## Set task
Which lines below hold the word "components"? Report each one.

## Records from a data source
_ _ _

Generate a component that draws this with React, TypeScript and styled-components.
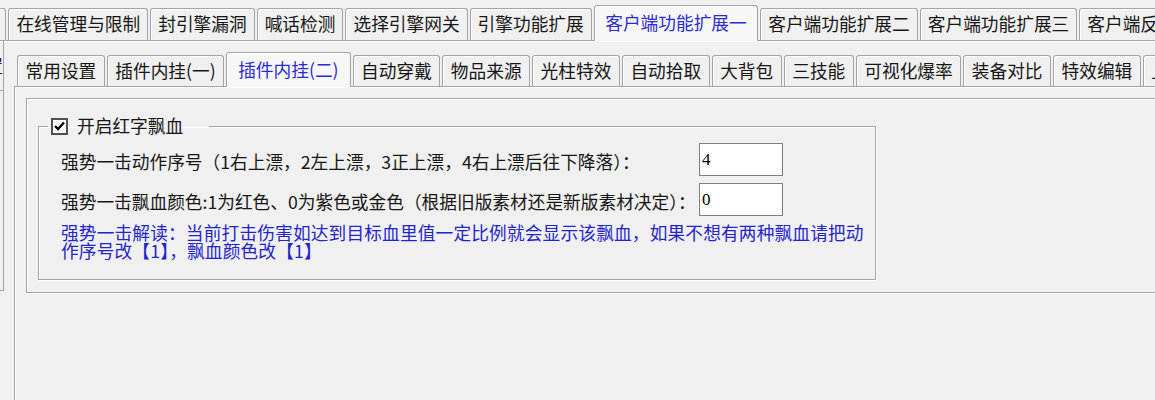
import React from "react";
import styled, { createGlobalStyle } from "styled-components";

const GlobalStyle = createGlobalStyle`
  html, body {
    margin: 0;
    padding: 0;
    background: #f0f0f0;
  }
  body {
    font-family: "Noto Sans CJK SC", "Noto Sans", sans-serif;
    font-size: 17.7px;
    color: #161616;
  }
`;

const Window = styled.div`
  width: 1155px;
  height: 400px;
  overflow: hidden;
  background: #f0f0f0;
  display: flex;
  flex-direction: column;
`;

const TabStrip = styled.div<{ $height: number; $shift: number }>`
  display: flex;
  align-items: flex-end;
  gap: 2px;
  flex: none;
  height: ${(p) => p.$height}px;
  margin-left: ${(p) => p.$shift}px;
  white-space: nowrap;
`;

const Tab = styled.div<{ $active?: boolean; $h: number; $pad: number }>`
  flex: none;
  position: relative;
  z-index: ${(p) => (p.$active ? 2 : 1)};
  box-sizing: border-box;
  height: ${(p) => (p.$active ? p.$h + 4 : p.$h)}px;
  margin-bottom: ${(p) => (p.$active ? -1 : 0)}px;
  padding: 0 ${(p) => (p.$active ? p.$pad + 3.5 : p.$pad)}px 1px;
  display: flex;
  align-items: center;
  border: 1px solid #a4a4a4;
  border-bottom: none;
  border-radius: 3px 3px 0 0;
  background: ${(p) => (p.$active ? "#f7f7f7" : "#f0f0f0")};
  box-shadow: inset 1px 1px 0 #fdfdfd;
  color: ${(p) => (p.$active ? "#2b2bd4" : "#161616")};
  line-height: 1;
`;

const OuterPage = styled.div`
  flex: 1;
  display: flex;
  border-top: 1px solid #a4a4a4;
  box-shadow: inset 0 1px 0 #fdfdfd;
  min-height: 0;
`;

const SideStub = styled.div`
  flex: none;
  width: 3px;
  height: 250px;
  overflow: hidden;
  border-right: 1px solid #a4a4a4;
  display: flex;
  flex-direction: column;
`;

const StubCell = styled.div<{ $h: number }>`
  flex: none;
  height: ${(p) => p.$h}px;
  border-bottom: 1px solid #a4a4a4;
  display: flex;
  justify-content: flex-end;
  align-items: center;
  line-height: 1;
`;

const StubGlyph = styled.span`
  flex: none;
`;

const InnerTabs = styled.div`
  flex: 1;
  margin-left: 10px;
  display: flex;
  flex-direction: column;
  min-width: 0;
`;

const InnerPage = styled.div`
  flex: 1;
  border-top: 1px solid #a4a4a4;
  border-left: 1px solid #a4a4a4;
  box-shadow: inset 1px 1px 0 #fdfdfd;
  padding: 11px 0 0 11px;
`;

const SubPanel = styled.div`
  box-sizing: border-box;
  height: 195px;
  margin-right: -20px;
  border: 1px solid #a4a4a4;
  box-shadow: inset 1px 1px 0 #fdfdfd, 1px 1px 0 #fdfdfd;
  padding: 17px 11px 0;
`;

const Group = styled.fieldset`
  box-sizing: border-box;
  width: 838px;
  min-width: 0;
  margin: 0;
  padding: 0 4px 20px 22px;
  border: 1px solid #a4a4a4;
  box-shadow: inset 1px 1px 0 #fdfdfd, 1px 1px 0 #fdfdfd;
`;

const Legend = styled.legend`
  margin-left: -13px;
  padding: 0 26px 0 3px;
  height: 20px;
  display: flex;
  align-items: center;
  gap: 9px;
  line-height: 1;
`;

const CheckBox = styled.span`
  box-sizing: border-box;
  width: 17px;
  height: 17px;
  border: 2px solid #505050;
  background: #fff;
  display: flex;
  align-items: center;
  justify-content: center;
`;

const FieldGrid = styled.div`
  margin-top: 7px;
  display: grid;
  grid-template-columns: 638px 84px;
  row-gap: 7px;
  align-items: center;
`;

const Label = styled.span`
  white-space: nowrap;
  line-height: 1;
  padding-top: 4px;
`;

const NumberBox = styled.div`
  box-sizing: border-box;
  height: 33px;
  border: 1px solid #7f7f7f;
  background: #fff;
  padding-left: 2px;
  display: flex;
  align-items: center;
  font-family: "Liberation Serif", "DejaVu Serif", serif;
  font-size: 17px;
  color: #000;
`;

const Note = styled.div`
  margin-top: 7px;
  color: #2424cc;
  line-height: 18px;
  letter-spacing: 0.15px;
  white-space: nowrap;
`;

const outerTabs = [
  "全部",
  "在线管理与限制",
  "封引擎漏洞",
  "喊话检测",
  "选择引擎网关",
  "引擎功能扩展",
  "客户端功能扩展一",
  "客户端功能扩展二",
  "客户端功能扩展三",
  "客户端反外挂",
];

const innerTabs = [
  "常用设置",
  "插件内挂(一)",
  "插件内挂(二)",
  "自动穿戴",
  "物品来源",
  "光柱特效",
  "自动拾取",
  "大背包",
  "三技能",
  "可视化爆率",
  "装备对比",
  "特效编辑",
  "上线提示",
];

const Check = () => (
  <svg width="11" height="10" viewBox="0 0 11 10">
    <path d="M1 5 L4 8 L10 1.5" fill="none" stroke="#000" strokeWidth="2.4" />
  </svg>
);

export default function App() {
  return (
    <Window>
      <GlobalStyle />
      <TabStrip $height={40} $shift={-45}>
        {outerTabs.map((t) => (
          <Tab key={t} $h={32} $pad={7} $active={t === "客户端功能扩展一"}>
            {t}
          </Tab>
        ))}
      </TabStrip>
      <OuterPage>
        <SideStub>
          <StubCell $h={49}>
            <StubGlyph>置</StubGlyph>
          </StubCell>
          <StubCell $h={199} />
        </SideStub>
        <InnerTabs>
          <TabStrip $height={45} $shift={3}>
            {innerTabs.map((t) => (
              <Tab key={t} $h={31} $pad={7.5} $active={t === "插件内挂(二)"}>
                {t}
              </Tab>
            ))}
          </TabStrip>
          <InnerPage>
            <SubPanel>
              <Group>
                <Legend>
                  <CheckBox>
                    <Check />
                  </CheckBox>
                  开启红字飘血
                </Legend>
                <FieldGrid>
                  <Label>强势一击动作序号（1右上漂，2左上漂，3正上漂，4右上漂后往下降落）：</Label>
                  <NumberBox>4</NumberBox>
                  <Label>强势一击飘血颜色:1为红色、0为紫色或金色（根据旧版素材还是新版素材决定）：</Label>
                  <NumberBox>0</NumberBox>
                </FieldGrid>
                <Note>
                  强势一击解读：当前打击伤害如达到目标血里值一定比例就会显示该飘血，如果不想有两种飘血请把动
                  <br />
                  作序号改【1】，飘血颜色改【1】
                </Note>
              </Group>
            </SubPanel>
          </InnerPage>
        </InnerTabs>
      </OuterPage>
    </Window>
  );
}
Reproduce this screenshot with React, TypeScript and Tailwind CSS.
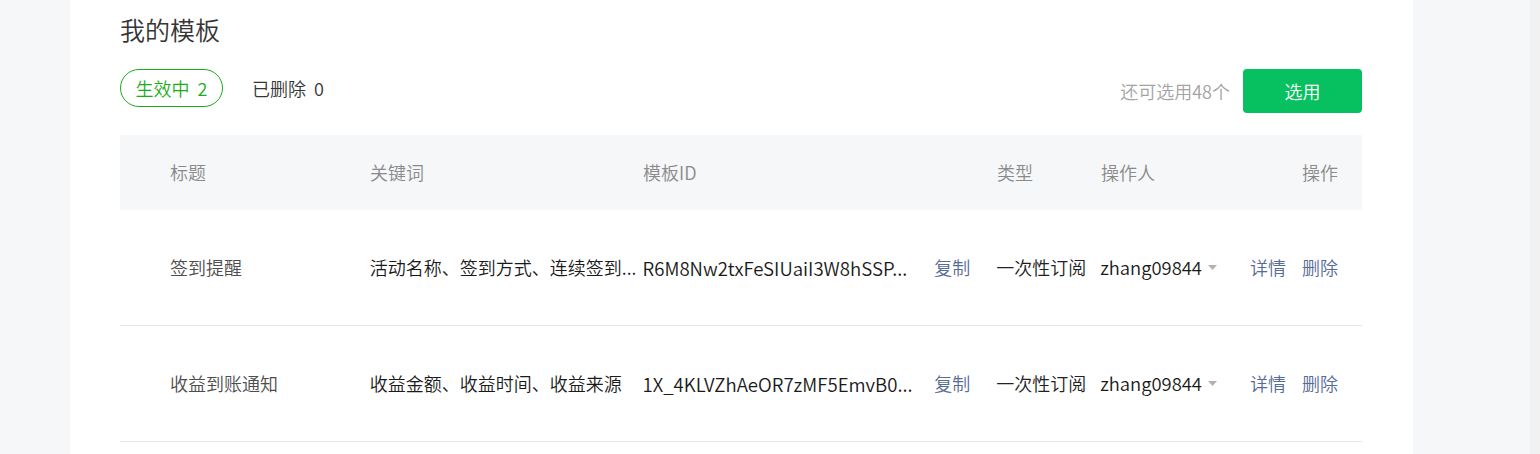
import React from "react";

const rows = [
  {
    title: "签到提醒",
    keywords: "活动名称、签到方式、连续签到...",
    id: "R6M8Nw2txFeSIUaiI3W8hSSP...",
    type: "一次性订阅",
    op: "zhang09844",
  },
  {
    title: "收益到账通知",
    keywords: "收益金额、收益时间、收益来源",
    id: "1X_4KLVZhAeOR7zMF5EmvB0...",
    type: "一次性订阅",
    op: "zhang09844",
  },
];

export default function App() {
  return (
    <div className="flex min-h-[454px] bg-[#f6f7f9] font-['Noto_Sans_CJK_SC',sans-serif] font-[350]">
      <div className="w-[70px] shrink-0" />
      <div className="w-[1343px] shrink-0 bg-white pl-[50px] pr-[51px] pt-[13px]">
        <h2 className="text-[25px] leading-[32px] text-[#353535]">我的模板</h2>
        <div className="mt-[24px] flex items-start justify-between">
          <div className="flex items-center">
            <span className="flex h-[38px] w-[103px] items-center justify-center rounded-full border border-[#1aad19] text-[18px] text-[#1aad19]">
              生效中<span className="ml-[8px]">2</span>
            </span>
            <span className="ml-[29px] flex text-[18px] text-[#353535]">
              已删除<span className="ml-[8px]">0</span>
            </span>
          </div>
          <div className="flex items-center gap-[13px]">
            <span className="text-[18px] text-[#a3a3a3]">还可选用48个</span>
            <button className="flex h-[44px] w-[119px] items-center justify-center rounded-[4px] bg-[#07c160] text-[18px] text-white">
              选用
            </button>
          </div>
        </div>

        <div className="mt-[22px]">
          <div className="flex h-[75px] items-center bg-[#f6f7f9] text-[18px] text-[#8a8a8a]">
            <div className="w-[250px] pl-[50px]">标题</div>
            <div className="w-[273px]">关键词</div>
            <div className="w-[354px]">模板ID</div>
            <div className="w-[104px]">类型</div>
            <div className="w-[150px]">操作人</div>
            <div className="flex flex-1 justify-end pr-[24px]">操作</div>
          </div>
          {rows.map((r) => (
            <div
              key={r.id}
              className="flex h-[116px] items-center whitespace-nowrap border-b border-[#e6e6e6] text-[18px]"
            >
              <div className="w-[250px] pl-[50px] text-[#4d4d4d]">{r.title}</div>
              <div className="w-[273px] text-[#1a1a1a]">{r.keywords}</div>
              <div className="w-[292px] text-[18.6px] text-[#1a1a1a]">{r.id}</div>
              <div className="w-[62px] text-[#576b95]">复制</div>
              <div className="w-[104px] text-[#222]">{r.type}</div>
              <div className="flex w-[150px] items-center">
                <span className="text-[18.4px] text-[#1a1a1a]">{r.op}</span>
                <svg className="ml-[6px]" width="9" height="5" viewBox="0 0 9 5">
                  <path d="M0 0 L9 0 L4.5 5 Z" fill="#b2b2b2" />
                </svg>
              </div>
              <div className="flex flex-1 justify-end gap-[16px] pr-[24px] text-[#576b95]">
                <span>详情</span>
                <span>删除</span>
              </div>
            </div>
          ))}
        </div>
      </div>
      <div className="flex-1" />
      <div className="w-[10px] shrink-0 bg-[#f1f1f1]" />
    </div>
  );
}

_ _ _

## Solution
Generate a component that draws this with React, TypeScript and styled-components.
import styled, { createGlobalStyle } from "styled-components";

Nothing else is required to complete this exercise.